February 22, 2023

There’s more than one way to kill a weed, and farmers will need to employ multiple approaches as they look ahead to the 2023 growing season.
Regardless if weed pressure comes from giant ragweed or waterhemp, Jeff Moon says the commonality is resistance. “And we think right away of glyphosate-resistant weeds, but we have weeds that are resistant to atrazine and ALS herbicides, too.”
Moon, market development specialist for Corteva Agriscience, says a weed control plan can be as different as farming practices across the landscape. Whether they be no-till, minimum till or conventional till, “We have people who want to do things in one pass or two passes,” he says. “Although we do caution farmers that a two-pass program is likely the best approach these days when it comes to ensuring effective control and mitigation of weed resistance.”
Suiting the weed control package to individual farmers is the goal of Moon and his colleagues.
Steve Snyder, fellow Corteva teammate, agrees, adding that the answer may come from outside the Corteva Agriscience offerings.
“We’re fortunate. We have good chemistry. So, 90% of the time we have the right solution with us. A lot of times, though, we’ll recommend competitors’ products to complement ours,” says Snyder, Enlist field specialist with Corteva Agriscience. “For Enlist, every meeting we have, we talk about the program approach. We want a preemerge herbicide that’ll have at least two — and a lot of times, three — active modes of action that are effective on the weed we’re trying to get.”
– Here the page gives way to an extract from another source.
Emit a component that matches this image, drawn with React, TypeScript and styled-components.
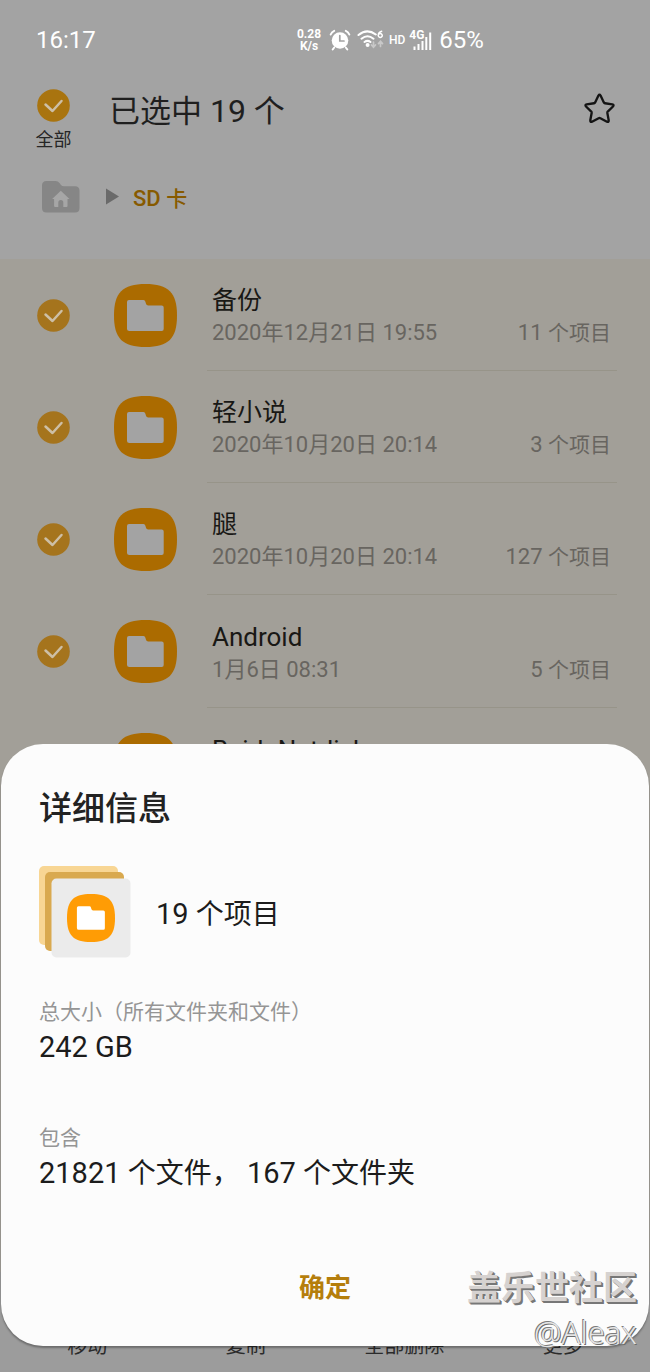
import React from "react";
import styled, { createGlobalStyle } from "styled-components";

const GlobalStyle = createGlobalStyle`
  * { box-sizing: border-box; }
  body {
    margin: 0;
    background: #9c9c9c;
    font-family: Roboto, "Noto Sans CJK SC", sans-serif;
  }
  button { font: inherit; border: 0; padding: 0; background: none; cursor: pointer; }
  svg { display: block; }
`;

/* Latin runs are set slightly larger than the Chinese characters beside them. */
const Latin = styled.span<{ $size: number }>`
  font-size: ${(p) => p.$size}px;
`;

function Mixed({ text, latin }: { text: string; latin: number }) {
  return (
    <>
      {text.split(/([\x20-\x7e]+)/).map((run, i) =>
        i % 2 ? (
          <Latin key={i} $size={latin}>
            {run}
          </Latin>
        ) : (
          run
        )
      )}
    </>
  );
}

const Screen = styled.div`
  position: relative;
  display: flex;
  flex-direction: column;
  min-height: 100vh;
  overflow: hidden;
  background: #a3a3a3;
`;

const StatusBar = styled.div`
  display: flex;
  align-items: center;
  height: 80px;
  padding-left: 36px;
  color: #fff;
  font-size: 24px;
`;

const Clock = styled.time`
  width: 260px;
`;

const StatusIcons = styled.div`
  display: flex;
  align-items: center;
`;

const NetSpeed = styled.span`
  width: 26px;
  margin-right: 7px;
  font-size: 12px;
  font-weight: 700;
  line-height: 12px;
  text-align: center;
`;

const HdLabel = styled.span`
  margin: 0 4px;
  font-size: 12px;
  font-weight: 500;
`;

const Signal = styled.span`
  display: grid;
  width: 23px;
  height: 22px;
  margin-right: 7px;
  font-size: 12px;
  font-weight: 700;
  line-height: 12px;
  > * { grid-area: 1 / 1; }
`;

const TopBar = styled.header`
  display: flex;
  align-items: flex-start;
  height: 80px;
  padding: 9px 35px 0;
`;

const SelectAll = styled.label`
  display: flex;
  flex-direction: column;
  align-items: center;
  width: 37px;
  font-size: 18px;
  line-height: 35px;
  color: #262626;
`;

const Title = styled.h1`
  flex: 1;
  margin: 0 0 0 37px;
  font-size: 31px;
  font-weight: 400;
  line-height: 44px;
  color: #1f1f1f;
`;

const StarButton = styled.button`
  margin-top: 4px;
`;

const Breadcrumb = styled.nav`
  display: flex;
  align-items: center;
  height: 73px;
  margin-bottom: 26px;
  padding-left: 42px;
`;

const Crumb = styled.a`
  font-size: 21px;
  font-weight: 500;
  color: #875a00;
  text-decoration: none;
`;

const Arrow = styled.svg`
  margin: 0 14px 0 26px;
`;

const CheckCell = styled.span`
  display: grid;
  width: 33px;
  height: 33px;
  > * { grid-area: 1 / 1; }
`;

const CheckInput = styled.input`
  width: 33px;
  height: 33px;
  margin: 0;
  opacity: 0;
`;

const FileList = styled.ul`
  flex: 1;
  margin: 0;
  padding: 0;
  list-style: none;
  background: #a29f98;
`;

const Row = styled.li`
  display: flex;
  align-items: center;
  padding: 0 33px 0 37px;
`;

const RowIcon = styled.span`
  margin: 0 30px 0 44px;
`;

const RowBody = styled.div`
  flex: 1;
  padding: 26px 6px 21px 5px;
  border-bottom: 1px solid #979489;
`;

const Name = styled.div`
  font-size: 25px;
  line-height: 32px;
  color: #191815;
`;

const Meta = styled.div`
  display: flex;
  justify-content: space-between;
  height: 32px;
  font-size: 22px;
  line-height: 32px;
  color: #686560;
`;

const Count = styled.span`
  font-size: 21px;
`;

const ActionBar = styled.footer`
  display: flex;
  align-items: flex-end;
  height: 100px;
  padding: 0 8px 10px;
  background: #9c9c9c;
`;

const Action = styled.button`
  flex: 1;
  && { font-size: 20px; }
  line-height: 32px;
  color: #2b2b2b;
`;

const Dialog = styled.section`
  position: absolute;
  left: 1px;
  right: 1px;
  bottom: 26px;
  display: flex;
  flex-direction: column;
  padding: 41px 38px 28px;
  border-radius: 42px;
  background: #fcfcfc;
  box-shadow: 0 2px 2px rgba(0, 0, 0, 0.3);
  color: #1c1c1c;
`;

const DialogTitle = styled.h2`
  margin: 0 0 33px;
  font-size: 33px;
  font-weight: 500;
  line-height: 48px;
  color: #222;
`;

const Summary = styled.div`
  display: flex;
  align-items: center;
  margin-bottom: 38px;
  font-size: 28px;
  line-height: 38px;
`;

const SummaryText = styled.span`
  margin: 4px 0 0 25px;
`;

const Details = styled.dl`
  display: grid;
  margin: 0 0 66px;
`;

const Label = styled.dt`
  font-size: 21px;
  line-height: 32px;
  color: #959595;
`;

const Value = styled.dd`
  height: 38px;
  margin: 0;
  font-size: 28px;
  line-height: 38px;
  white-space: pre;
  &:not(:last-child) { margin-bottom: 56px; }
`;

const Confirm = styled.button`
  align-self: center;
  padding: 0 40px;
  && { font-size: 26px; font-weight: 700; }
  line-height: 60px;
  color: #b57e0c;
`;

const Watermark = styled.div`
  position: absolute;
  right: 13px;
  bottom: 18px;
  text-align: right;
  pointer-events: none;
`;

const Community = styled.div`
  font-size: 34px;
  font-weight: 700;
  line-height: 44px;
  color: #d6d2d0;
  text-shadow: 1px 1px 0 #777, 2px 2px 0 #777;
`;

const Author = styled.div`
  font-family: "Noto Sans", sans-serif;
  font-size: 31px;
  font-weight: 300;
  line-height: 44px;
  color: #e4e4e4;
  text-shadow: -1px -1px 0 #7c7c7c, 1px 1px 0 #6c6c6c;
`;

function CheckMark({ label, fill }: { label?: string; fill: string }) {
  return (
    <CheckCell>
      <svg width="33" height="33" viewBox="0 0 33 33" aria-hidden="true">
        <circle cx="16.5" cy="16.5" r="16.3" fill={fill} />
        <path d="M8.500 15.500l7 6.500L24.500 12" fill="none" stroke="#cdbfa6" strokeWidth="2.500" strokeLinecap="round" strokeLinejoin="round" />
      </svg>
      <CheckInput type="checkbox" defaultChecked aria-label={label} />
    </CheckCell>
  );
}

function FolderIcon({ size, fill, paper }: { size: number; fill: string; paper: string }) {
  return (
    <svg width={size} height={size} viewBox="0 0 63 63" aria-hidden="true">
      <path d="M31.5 0C54.500 0 63 8.500 63 31.5S54.500 63 31.5 63 0 54.500 0 31.5 8.500 0 31.5 0Z" fill={fill} />
      <path
        d="M15 16h14.500q1.500 0 1.800 1.500l.7 2.300q.4 1.700 2.200 1.700h13.500q2 0 2 2v21.500q0 2-2 2h-32.200q-2.500 0-2.500-2.500V18q0-2 2-2Z"
        fill={paper}
      />
    </svg>
  );
}

function AlarmIcon() {
  return (
    <svg width="22" height="22" viewBox="0 0 22 22" fill="none" strokeLinecap="round" aria-hidden="true">
      <circle cx="11" cy="11.500" r="8.300" fill="#fff" />
      <path d="M1.700 5.500Q2.700 3 5.200 1.900M20.300 5.500Q19.300 3 16.800 1.900" stroke="#fff" strokeWidth="2" />
      <path d="M5.200 18.500L3.700 20.500M16.800 18.500l1.500 2" stroke="#fff" strokeWidth="2" />
      <path d="M10.800 6.500v5.500h4.200" stroke="#a3a3a3" strokeWidth="1.700" />
    </svg>
  );
}

const Wifi = styled.svg`
  margin-left: 6px;
`;

function WifiIcon() {
  return (
    <Wifi width="28" height="22" viewBox="0 0 28 22" fill="none" strokeLinecap="round" aria-hidden="true">
      <path d="M1.500 6Q10 -1 18.800 5.500M4.500 9.700Q10.500 4.800 16.500 9.700M7.500 13Q10.500 10.800 13.500 13" stroke="#fff" strokeWidth="2.100" />
      <circle cx="10.600" cy="16" r="2" fill="#fff" />
      <path d="M24.700 2.300Q21.300 3.200 21.300 6.200A2 1.900 0 1 0 23.300 4.600Q21.900 4.600 21.400 5.800" stroke="#fff" strokeWidth="1.500" />
      <path d="M16.500 13v5M14.500 16l2 2.300 2-2.300M23.500 17.500v-5M21.500 14.600l2-2.300 2 2.300" stroke="#c8c8c8" strokeWidth="1.700" />
    </Wifi>
  );
}

const files = [
  { name: "备份", date: "2020年12月21日 19:55", count: "11 个项目" },
  { name: "轻小说", date: "2020年10月20日 20:14", count: "3 个项目" },
  { name: "腿", date: "2020年10月20日 20:14", count: "127 个项目" },
  { name: "Android", date: "1月6日 08:31", count: "5 个项目" },
  { name: "BaiduNetdisk", date: "", count: "" },
];

const actions = ["移动", "复制", "全部删除", "更多"];

export default function App() {
  return (
    <Screen>
      <GlobalStyle />
      <StatusBar>
        <Clock>16:17</Clock>
        <StatusIcons>
          <NetSpeed>
            0.28
            <br />
            K/s
          </NetSpeed>
          <AlarmIcon />
          <WifiIcon />
          <HdLabel>HD</HdLabel>
          <Signal>
            <span>4G</span>
            <svg width="23" height="22" viewBox="0 0 23 22" fill="#fff" aria-hidden="true">
              <path d="M4.500 17.500h2V21h-2ZM8.500 15h2v6h-2ZM12.500 12h2v9h-2ZM16.300 8h2v13h-2ZM20.200 3.500h2V21h-2Z" />
            </svg>
          </Signal>
          <span>65%</span>
        </StatusIcons>
      </StatusBar>

      <TopBar>
        <SelectAll>
          <CheckMark fill="#a9740f" />
          全部
        </SelectAll>
        <Title>
          <Mixed text="已选中 19 个" latin={32} />
        </Title>
        <StarButton aria-label="收藏">
          <svg width="31" height="31" viewBox="0 0 32 32" fill="none" stroke="#141414" strokeWidth="2.400" strokeLinejoin="round" aria-hidden="true">
            <path d="M14.900 2.700Q16 .900 17.100 2.700L20.500 9.700Q20.900 10.400 21.700 10.600L29.200 11.700Q31.400 12.200 29.900 13.900L24.500 19.200Q24 19.800 24.100 20.600L25.500 28.200Q25.600 30.400 23.700 29.600L16.900 26Q16 25.600 15.100 26L8.300 29.600Q6.400 30.400 6.500 28.200L7.900 20.600Q8 19.800 7.500 19.200L2.100 13.900Q.600 12.200 2.800 11.700L10.300 10.600Q11.100 10.400 11.500 9.700Z" />
          </svg>
        </StarButton>
      </TopBar>

      <Breadcrumb aria-label="路径">
        <a href="#home" aria-label="主页">
          <svg width="38" height="32" viewBox="0 0 38 32" aria-hidden="true">
            <path d="M4.500 0h9q2.500 0 4 2l1.500 2q1 1.200 3 1.200h11Q37.500 5.200 37.500 9.700V27q0 4.500-4.500 4.500H4.500Q0 31.500 0 27V4.500Q0 0 4.500 0Z" fill="#868686" />
            <path d="M18.800 9.800L27.500 18h-2v7q0 1-1 1h-3.200v-4.500q0-2.500-2.500-2.500t-2.500 2.500V26h-3.200q-1 0-1-1v-7h-2Z" fill="#a6a6a6" />
          </svg>
        </a>
        <Arrow width="13" height="17" viewBox="0 0 13 17" aria-hidden="true">
          <path d="M0 .500L13 8.500 0 16.500Z" fill="#6a6a6a" />
        </Arrow>
        <Crumb href="#sd">
          <Mixed text="SD 卡" latin={22} />
        </Crumb>
      </Breadcrumb>

      <FileList>
        {files.map((f) => (
          <Row key={f.name}>
            <CheckMark label={f.name} fill="#a5741d" />
            <RowIcon>
              <FolderIcon size={63} fill="#ab6b00" paper="#a3a3a3" />
            </RowIcon>
            <RowBody>
              <Name>
                <Mixed text={f.name} latin={26} />
              </Name>
              <Meta>
                <span>
                  <Mixed text={f.date} latin={22} />
                </span>
                <Count>
                  <Mixed text={f.count} latin={22} />
                </Count>
              </Meta>
            </RowBody>
          </Row>
        ))}
      </FileList>

      <ActionBar>
        {actions.map((a) => (
          <Action key={a}>{a}</Action>
        ))}
      </ActionBar>

      <Dialog role="dialog" aria-labelledby="details-title">
        <DialogTitle id="details-title">详细信息</DialogTitle>
        <Summary>
          <svg width="92" height="92" viewBox="0 0 92 92" aria-hidden="true">
            <rect width="79" height="79" rx="5" fill="#f8d694" />
            <rect x="6" y="6" width="79" height="79" rx="5" fill="#d9a94f" />
            <rect x="12.500" y="12.500" width="79" height="79" rx="5" fill="#ebebeb" />
            <g transform="translate(28 28)">
              <FolderIcon size={48} fill="#ff9c05" paper="#fff" />
            </g>
          </svg>
          <SummaryText>
            <Mixed text="19 个项目" latin={29} />
          </SummaryText>
        </Summary>
        <Details>
          <Label>总大小（所有文件夹和文件）</Label>
          <Value>
            <Mixed text="242 GB" latin={29} />
          </Value>
          <Label>包含</Label>
          <Value>
            <Mixed text="21821 个文件， 167 个文件夹" latin={29} />
          </Value>
        </Details>
        <Confirm>确定</Confirm>
      </Dialog>

      <Watermark>
        <Community>盖乐世社区</Community>
        <Author>@Aleax</Author>
      </Watermark>
    </Screen>
  );
}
Snyder says Enlist One is a Group 4 mode of action herbicide. “Then, we’ll add, like, a Liberty Group 10, and we’ll add something else. We’re complementing ours with their product. … which is best for the grower. You always have the mission statement remembering who pays the bills — the farmer pays the bills, right? You follow that mission statement and it’s pretty simple. You just complement us with what’s needed.”
Building complete program
Moon says tankmixes are common, again attacking weeds from different angles. “We may not be able to cover all those weeds that someone has a problem with, so we’re going to plug in some atrazine or dicamba, or some other tankmix partner, to help round out our program — and we don’t carry those products,” he says. “Someone else does, but they’re very beneficial to helping build that complete weed control program.”
The need for a varied approach is illustrated by the resistance built by Palmer amaranth, which, according to the Minnesota Department of Agriculture website, where populations have been documented with resistance to one or more of the following classes: dinitroanilines, triazines, ALS (acetolactate synthase) inhibitors, glyphosate and HPPD (4-hydroxyphenylpyruvate dioxygenase) inhibitor herbicide.
Snyder observed a presentation in February that shows Palmer amaranth populations in Arkansas with resistance to nine modes of action.
“Since 2010, when we started talking about resistant weeds,” Snyder says, “we want three, four or five modes of action per year per crop.”
Life would be simple if farmers only had one weed species to control, or if all weeds were resistant to the same herbicide, or if the prime times to hit all weeds with a herbicide coincided. But, alas, that is not what today’s farmers face.
“You may take 40% of them [weeds] with gly[phosate], but not the other 60,” Snyder says. “But just because it’s glyphosate-resistant doesn’t mean we don’t tank-mix with gly. … we usually tank-mix with gly, because if you went with just another one to kill, then you’d have more resistance with another one.”
With that in mind, Snyder again stresses tankmixes and a preemergent application with layered residual. “The days of spending 40 bucks on a soybean herbicide program are over,” he says. “Where we have kochia and waterhemp, we’re spending $80 to $100 an acre on herbicides, if they want to do it right.”
Germination window tough to handle
Snyder says the spread of kochia and waterhemp is creating new headaches for farmers. “We’re in what we call the kochia-waterhemp zone,” he says. Farmers along the Minnesota-South Dakota border are seeing kochia heading east and waterhemp going west. “They have two very challenging weeds that are totally different emerging patterns. … There can be snow in the ditches and kochia is coming up, whereas waterhemp really doesn’t germinate until June, maybe late May.”
That germination variance makes it that much more difficult for producers. “Farmers have had one or the others, but now they’ve got both,” Snyder says. “If it’s a no-till situation, that’s tough, and it’s going to be expensive. … It’s not the weed per se, it’s the different timing.”
Moon suggests farmers willing to go back in time could handle some weed pressure by cultivation, whether it be mechanical or hoe-in-hand bean walking. Other than in organic operations, “we don’t see a lot of cultivation, but we probably could benefit from that,” he says.